What this task involves.
Return precisely the span of lines from the top of the material below to the line containing "import React from", both included. Pictures are excluded.

──────

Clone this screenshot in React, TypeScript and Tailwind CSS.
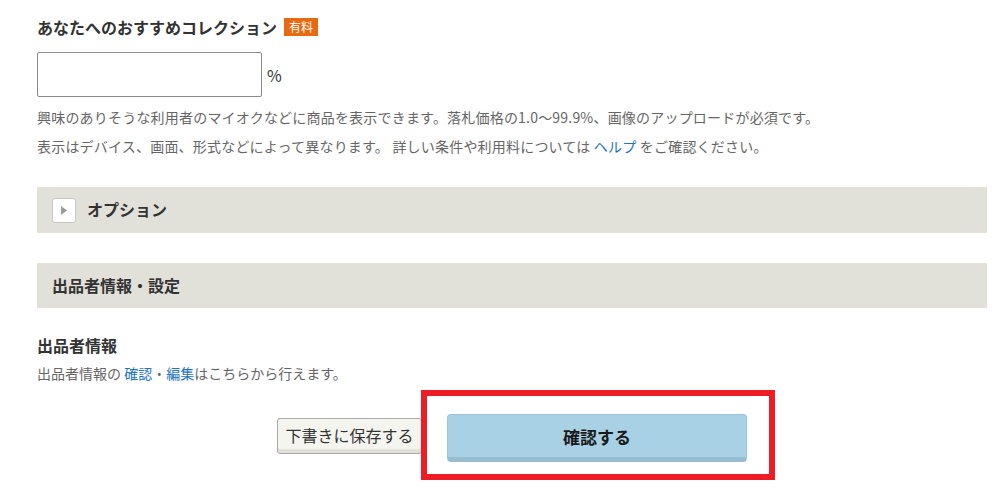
import React from "react";

export default function App() {
  const font = "font-['Noto_Sans_CJK_JP','Noto_Sans',sans-serif]";
  return (
    <div className={`relative w-[995px] h-[489px] overflow-hidden bg-white ${font} text-[#333]`}>
      <div className="pl-[37px] pr-[8px]">
        {/* heading */}
        <div className="pt-[15px] h-[39px] flex items-center gap-[7px]">
          <span className="text-[16px] font-bold leading-[24px] text-[#333]">あなたへのおすすめコレクション</span>
          <span className="inline-flex items-center justify-center w-[34px] h-[18px] bg-[#e8690f] text-white text-[12px] leading-none">有料</span>
        </div>
        {/* input */}
        <div className="mt-[13px] flex items-center">
          <input className="w-[225px] h-[45px] border border-[#8a8a8a] rounded-[2px] outline-none px-2" />
          <span className="ml-[5px] text-[16px] text-[#333]">%</span>
        </div>
        {/* description */}
        <div className="mt-[6px] text-[14px] leading-[29px] text-[#666] tracking-[0.2px]">
          <p>興味のありそうな利用者のマイオクなどに商品を表示できます。落札価格の1.0～99.9%、画像のアップロードが必須です。</p>
          <p>
            表示はデバイス、画面、形式などによって異なります。 詳しい条件や利用料については{" "}
            <a className="text-[#1f73c0]">ヘルプ</a> をご確認ください。
          </p>
        </div>
        {/* option bar */}
        <div className="mt-[26px] h-[46px] bg-[#e1e0d9] flex items-center pl-[15px] gap-[11px]">
          <div className="w-[24px] h-[25px] bg-white border border-[#c9c8c0] rounded-[3px] flex items-center justify-center">
            <svg width="6" height="9" viewBox="0 0 6 9">
              <polygon points="0,0 6,4.5 0,9" fill="#9a9a9a" />
            </svg>
          </div>
          <span className="text-[16px] font-bold text-[#333] leading-[24px] -mt-[3px]">オプション</span>
        </div>
        {/* seller bar */}
        <div className="mt-[30px] h-[45px] bg-[#e1e0d9] flex items-center pl-[15px]">
          <span className="text-[16px] font-bold text-[#333] leading-[24px] -mt-[1px]">出品者情報・設定</span>
        </div>
        {/* seller info */}
        <div className="mt-[25px] text-[16px] font-bold leading-[24px] text-[#333]">出品者情報</div>
        <div className="mt-[6px] text-[14px] leading-[20px] text-[#666]">
          出品者情報の <a className="text-[#1f73c0]">確認</a>・<a className="text-[#1f73c0]">編集</a>はこちらから行えます。
        </div>
        {/* buttons */}
        <div className="mt-[31px] flex justify-center items-start gap-[25px]">
          <button className="mt-[4px] w-[145px] h-[36px] bg-[#f5f5f0] border border-[#a8a8a8] rounded-[3px] shadow-[inset_0_-4px_0_#e0dfd8] text-[16px] text-[#333] leading-none pb-[3px] whitespace-nowrap">
            下書きに保存する
          </button>
          <button className="w-[300px] h-[48px] bg-[#a9d1e5] border border-[#9cc4d8] border-b-[5px] border-b-[#96bdd1] rounded-[4px] text-[17px] font-bold text-[#1a1a1a] leading-none">
            確認する
          </button>
        </div>
      </div>
      {/* red annotation box */}
      <div className="absolute left-[421px] top-[390px] w-[354px] h-[90px] border-[6px] border-[#ee1c25] pointer-events-none" />
    </div>
  );
}
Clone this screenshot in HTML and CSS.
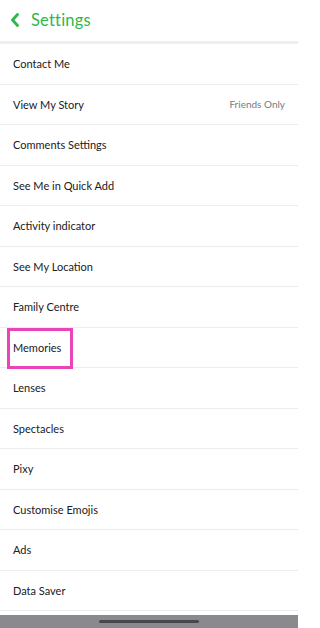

──────

Expected answer.
Clone this screenshot in React, TypeScript and Tailwind CSS.
import React from "react";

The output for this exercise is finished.